By Ansharah Shakil, October 31 2023—
Sleeping Beauty is a classic fairytale, immortalized through the Disney animated film and numerous adaptations that came out of the original, far more disturbing Brothers’ Grimm story. The ballet based on the story was first completed by Tchaikovsky in 1889 and since then has become a world-famous production. After an initial run in 2018, Alberta Ballet has returned the ballet to its repertoire this year, performing the fairytale from Oct 26. to 28.
The Sleeping Beauty is Tchaikovsky’s longest ballet, at four hours, but it is common for this runtime to be cut to around two hours, as it was for Alberta Ballet’s rendition. Composed of a prologue and three acts, the ballet depicts Princess Aurora’s christening and the party to celebrate her birth that excludes the fairy Carabosse, who is then hell-bent on revenge and casts a spell on the princess which will lead to her death by pricked finger on her 20th birthday. The Lilac Fairy, Fairy of Wisdom, quickly lessens the impact of Carabosse’s spell by ensuring that Aurora will instead fall into a deep sleep. Prince Desire arrives in the sleeping kingdom a hundred years later, where the Lilac Fairy spurs him into finding Aurora. He overpowers Carabosse and awakens Aurora with a kiss on her forehead. The two’s wedding is celebrated with a Pas de Deux and guest appearances by other familiar fairytale characters like Little Red Riding Hood and Puss in Boots.
Opening night’s performance showcased Luna Sasaki as Princess Aurora, Lang Ma as Prince Desire, Mariko Kondo as the Lilac Fairy and Scotto Hamed-Ramos as Carabosse. Calgary students from Alberta Ballet School joined Alberta Ballet dancers onstage to provide a charming local vitality to the production.
As soon as the curtains rose, the stage, bathed in golden light, was as breathtaking as the elegantly-clad dancers in their shimmering costumes. The ballet’s backdrop, which displays Alberta’s Rocky Mountains, transformed the setting into something well-known and well-loved for many of us. It was almost impossible to know where to look: at the beautiful set design, the dazzling costumes, the astonishing athletic movements of the dancers’ feet or the complete spectacle of all the performances on stage.
Sasaki, reprising her role from 2018, made for a gorgeous Aurora, able to balance the endearing emotion of the character alongside the demanding, delicate technical choreography. The Sleeping Beauty is famous for its Rose Adagio sequence, an exceptionally difficult series of balances that Sasaki carried out beautifully, in which Aurora’s four suitors twirl Aurora, who stands en pointe and takes each suitor’s hand without ever coming off pointe, in a circle. While Sasaki’s body shook from the demands of her choreography, her form was pristine and powerful. Even her fall to sleep was graceful. Ma was likewise excellent, perfectly able to support his partner when they were dancing together and captivating on his own. Though Desire’s big moment — defeating Carabosse and Carabosse’s minions — fell a bit short, his wide-eyed passion in his dances with Aurora and the rest of the company in Act Two and Three made up for it. It’s no wonder that Sasaki and Ma are longtime dance partners; their chemistry leaped off stage, electric in every movement.

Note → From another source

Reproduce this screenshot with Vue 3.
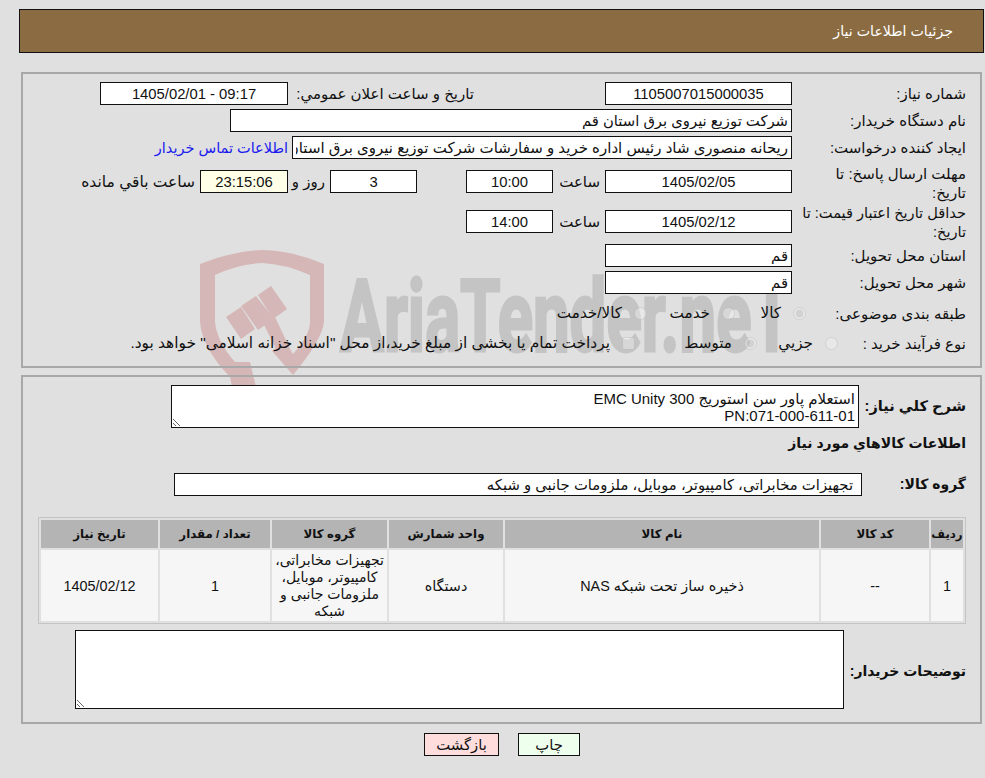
<template>
  <div class="page" dir="rtl">
    <!-- watermark behind the first panel -->
    <svg class="watermark" viewBox="195 245 610 145" width="610" height="145">
      <g fill="#d6b7b7">
        <path fill-rule="evenodd" d="M200 264 Q232 251 262 250 Q294 251 324 264 L324 322 Q322 340 293 375 L272 351 L283 343 L293 354 Q310 335 310 322 L310 275 Q285 264 262 263 Q238 264 215 275 L215 322 Q217 342 235 362 L250 362 L256 387 L232 387 L230 377 Q202 348 200 322 Z" />
        <path d="M226 317 L241 307 L255 329 L241 339 Z" />
        <path d="M241 306 L256 296 L274 319 L258 330 Z" />
        <path d="M258 295 L271 286 L287 309 L273 319 Z" />
        <path d="M263 323 L275 317 L293 355 L283 363 Z" />
      </g>
      <text class="wm-text" x="340" y="351" direction="ltr" textLength="452" lengthAdjust="spacingAndGlyphs">AriaTender.neT</text>
    </svg>

    <div class="header">جزئيات اطلاعات نياز</div>

    <section class="panel first">
      <div class="row">
        <span class="label">شماره نياز:</span>
        <input class="box w187 center" readonly value="1105007015000035" />
        <span class="label-pub">تاريخ و ساعت اعلان عمومي:</span>
        <input class="box w188 center" readonly value="09:17 - 1405/02/01" />
      </div>
      <div class="row">
        <span class="label">نام دستگاه خريدار:</span>
        <input class="box w562" readonly value="شركت توزيع نيروى برق استان قم" />
      </div>
      <div class="row tall">
        <span class="label">ايجاد كننده درخواست:</span>
        <input class="box w500" readonly value="ريحانه منصورى شاد رئيس اداره خريد و سفارشات شركت توزيع نيروى برق استان قم" />
        <a class="contact" href="#">اطلاعات تماس خريدار</a>
      </div>
      <div class="row deadline">
        <span class="label two-line">مهلت ارسال پاسخ: تا<br />تاريخ:</span>
        <input class="box w187 center" readonly value="1405/02/05" />
        <span class="unit">ساعت</span>
        <input class="box w87 center" readonly value="10:00" />
        <input class="box w87 center gap-days" readonly value="3" />
        <span class="unit days">روز و</span>
        <input class="box w88 center remain" readonly value="23:15:06" />
        <span class="unit left">ساعت باقي مانده</span>
      </div>
      <div class="row validity">
        <span class="label two-line narrow">حداقل تاريخ اعتبار قيمت: تا<br />تاريخ:</span>
        <input class="box w187 center" readonly value="1405/02/12" />
        <span class="unit">ساعت</span>
        <input class="box w87 center" readonly value="14:00" />
      </div>
      <div class="row">
        <span class="label">استان محل تحويل:</span>
        <input class="box w187" readonly value="قم" />
      </div>
      <div class="row">
        <span class="label">شهر محل تحويل:</span>
        <input class="box w187" readonly value="قم" />
      </div>
      <div class="row choice cat">
        <span class="label">طبقه بندى موضوعى:</span>
        <label class="opt w71"><input type="radio" disabled checked /><span>كالا</span></label>
        <label class="opt w88o"><input type="radio" disabled /><span>خدمت</span></label>
        <label class="opt"><input type="radio" disabled /><span>كالا/خدمت</span></label>
      </div>
      <div class="row choice proc">
        <span class="label">نوع فرآيند خريد :</span>
        <label class="opt w81"><input type="radio" disabled /><span>جزيي</span></label>
        <label class="opt w122"><input type="radio" disabled checked /><span>متوسط</span></label>
        <label class="opt"><input type="checkbox" disabled /><span class="long">پرداخت تمام يا بخشى از مبلغ خريد،از محل "اسناد خزانه اسلامى" خواهد بود.</span></label>
      </div>
    </section>

    <section class="panel second">
      <div class="row desc">
        <b class="label-b">شرح كلي نياز:</b>
        <textarea class="area short" readonly>استعلام پاور سن استوریج EMC Unity 300
PN:071-000-611-01</textarea>
      </div>
      <h4 class="goods-title">اطلاعات كالاهاي مورد نياز</h4>
      <div class="row group">
        <b class="label-b">گروه كالا:</b>
        <input class="box w688 group-box" readonly value="تجهيزات مخابراتى، كامپيوتر، موبايل، ملزومات جانبى و شبكه" />
      </div>

      <table class="items">
        <thead>
          <tr>
            <th v-for="col in columns" :key="col.title" :style="{ width: col.width + 'px' }">{{ col.title }}</th>
          </tr>
        </thead>
        <tbody>
          <tr>
            <td>1</td>
            <td>--</td>
            <td>ذخيره ساز تحت شبكه NAS</td>
            <td>دستگاه</td>
            <td class="group-cell">تجهيزات مخابراتى، كامپيوتر، موبايل، ملزومات جانبى و شبكه</td>
            <td>1</td>
            <td>1405/02/12</td>
          </tr>
        </tbody>
      </table>

      <div class="row notes">
        <b class="label-b">توضيحات خريدار:</b>
        <textarea class="area big" readonly></textarea>
      </div>
    </section>

    <div class="actions">
      <button class="btn print">چاپ</button>
      <button class="btn back">بازگشت</button>
    </div>
  </div>
</template>

<script setup>
const columns = [
  { title: 'رديف', width: 32 },
  { title: 'كد كالا', width: 108 },
  { title: 'نام كالا', width: 314 },
  { title: 'واحد شمارش', width: 114 },
  { title: 'گروه كالا', width: 115 },
  { title: 'تعداد / مقدار', width: 110 },
  { title: 'تاريخ نياز', width: 117 },
]
</script>

<style>
html, body { margin: 0; background: #e0e0e0; }
</style>

<style scoped>
.page {
  position: relative;
  width: 985px; height: 778px; overflow: hidden;
  padding-top: 9px; box-sizing: border-box;
  background: #e0e0e0; color: #111;
  font-family: "Liberation Sans", "DejaVu Sans", sans-serif;
  font-size: 15px;
}
.watermark { position: absolute; left: 195px; top: 245px; }
.wm-text {
  font-family: Roboto, sans-serif; font-weight: 700; font-size: 100px;
  fill: #c4c4c4; stroke: #c4c4c4; stroke-width: 3px;
}

.header {
  position: relative;
  margin: 0 1px 0 19px; height: 44px; box-sizing: border-box;
  border: 1px solid #111; background: #8b6c42; color: #fff;
  padding-right: 30px; line-height: 43px; font-size: 14.2px;
}

.panel {
  position: relative;
  margin: 0 3px 0 21px; box-sizing: border-box;
  border: 2px solid #a8a8a8;
}
.first { margin-top: 19px; height: 296px; padding: 8px 14px 0 0; }
.second { margin-top: 7px; height: 349px; padding: 8px 14px 0 0; }

.row { display: flex; align-items: flex-start; height: 27px; }
.tall { height: 34px; }
.deadline { height: 40px; }
.validity { height: 34px; }

.label { width: 174px; flex: none; line-height: 19px; padding-top: 2px; box-sizing: border-box; padding-left: 6px; }
.two-line { padding-top: 0; margin-top: -6px; }
.narrow { padding-left: 0; font-size: 14.6px; white-space: nowrap; }
.box {
  height: 23px; box-sizing: border-box; flex: none;
  border: 1px solid #111; background: #fff; color: #111;
  font: inherit; font-size: 14.8px; padding: 0 3px; outline: none; direction: rtl;
}
.center { text-align: center; }
.w187 { width: 187px; }
.w188 { width: 188px; }
.w88 { width: 88px; }
.w87 { width: 87px; }
.w562 { width: 562px; }
.w500 { width: 500px; font-size: 15px; }
.w688 { width: 688px; }
.label-pub { width: 312px; padding: 2px 131px 0 0; box-sizing: border-box; flex: none; line-height: 19px; margin-left: 5px; }
.contact { color: #1a1aee; text-decoration: none; margin-right: 4px; line-height: 19px; padding-top: 3px; font-size: 14.5px; }
.unit { width: 52px; flex: none; box-sizing: border-box; padding: 2px 5px 0 0; line-height: 19px; }
.gap-days { margin-right: 49px; }
.days { width: 42px; }
.remain { background: #ffffe8; }
.left { width: auto; font-size: 15.5px; }

.choice { align-items: center; height: 30px; }
.cat .label { width: 160px; padding-top: 0; }
.proc .label { width: 128px; padding-top: 0; }
.opt { display: flex; align-items: center; flex: none; }
.opt input { width: 13px; height: 13px; margin: 0 0 0 6px; opacity: .6; }
.opt span { margin-right: 6px; font-size: 15.2px; }
.opt .long { font-size: 15.4px; }
.w71 { width: 71px; }
.w88o { width: 88px; }
.w81 { width: 81px; }
.w122 { width: 122px; }

.label-b { font-weight: 700; flex: none; font-size: 14px; }
.desc { height: 49px; }
.desc .label-b { width: 107px; margin-top: 12px; box-sizing: border-box; font-size: 14.6px; }
.area {
  display: block; box-sizing: border-box; flex: none;
  border: 1px solid #111; background: #fff; color: #111;
  font: inherit; line-height: 17px; padding: 4px 3px; outline: none; direction: rtl;
}
.short { width: 688px; height: 43px; }
.big { width: 769px; height: 79px; }
.goods-title { margin: 0; height: 39px; font-size: 14px; line-height: 18px; }
.group { height: 44px; }
.group .label-b { width: 104px; margin-top: 3px; }
.group-box { padding-right: 8px; }

.items {
  width: 928px; table-layout: fixed;
  border: 1px solid #c4c4c4; border-collapse: separate; border-spacing: 2px;
  font-size: 14.4px; text-align: center;
}
.items th { height: 28px; padding: 0; background: #b4b4b4; font-size: 11.8px; }
.items td { padding: 1px 4px 0; line-height: 17px; height: 70px; background: #f6f6f6; }
.items .group-cell { padding: 1px 1px 0; font-size: 14px; }

.notes { height: auto; margin-top: 6px; }
.notes .label-b { width: 122px; margin-top: 33px; }

.actions {
  position: relative;
  display: flex; justify-content: center; gap: 19px;
  margin: 9px 0 0; padding-left: 19px;
}
.btn {
  height: 23px; box-sizing: border-box; padding: 0;
  border: 1px solid #111; color: #111; font: inherit; font-size: 14.8px;
}
.print { width: 62px; background: #eeffee; }
.back { width: 75px; background: #ffdddd; }
</style>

Of the characters, Hamed-Ramos as Carabosse was a standout delight, magnetic on stage, and the Lilac Fairy was a vision of gentle sophistication. The contrast between the introduction of both characters in the first act was established not only through their costuming — Carabosse in heavy velvet green and the Lilac Fairy in airy purple — but through the way they moved on stage in time to the music changes that signalled their arrivals. The flames sparking from Carabosse’s hands when he threatened the royal family startled and fascinated the audience each time, while the technical skill of the Lilac Fairy received as loud a round of applause as Aurora and Desire’s dances did, and as the fairy tale guests in Act Three did.
Beyond the leads, each of the dancers’ movements was not only in time with the music but were attuned to every beat of it so completely that they became instruments themselves, smooth and polished whether they were holding themselves still or statuesque-like figures in a painting, or whether they were soaring through the energetic motions of their choreography. The lifts and twirls of Desire and Aurora’s final grand Pas de Deux were beautifully moving; it was impossible not to relish in their happy ending. Just as Prince Desire falls in love with Aurora in the visions given to him by the Lilac Fairy, we fall in love with this ballet, full of heart and delicacy, like it’s a dream you never want to end.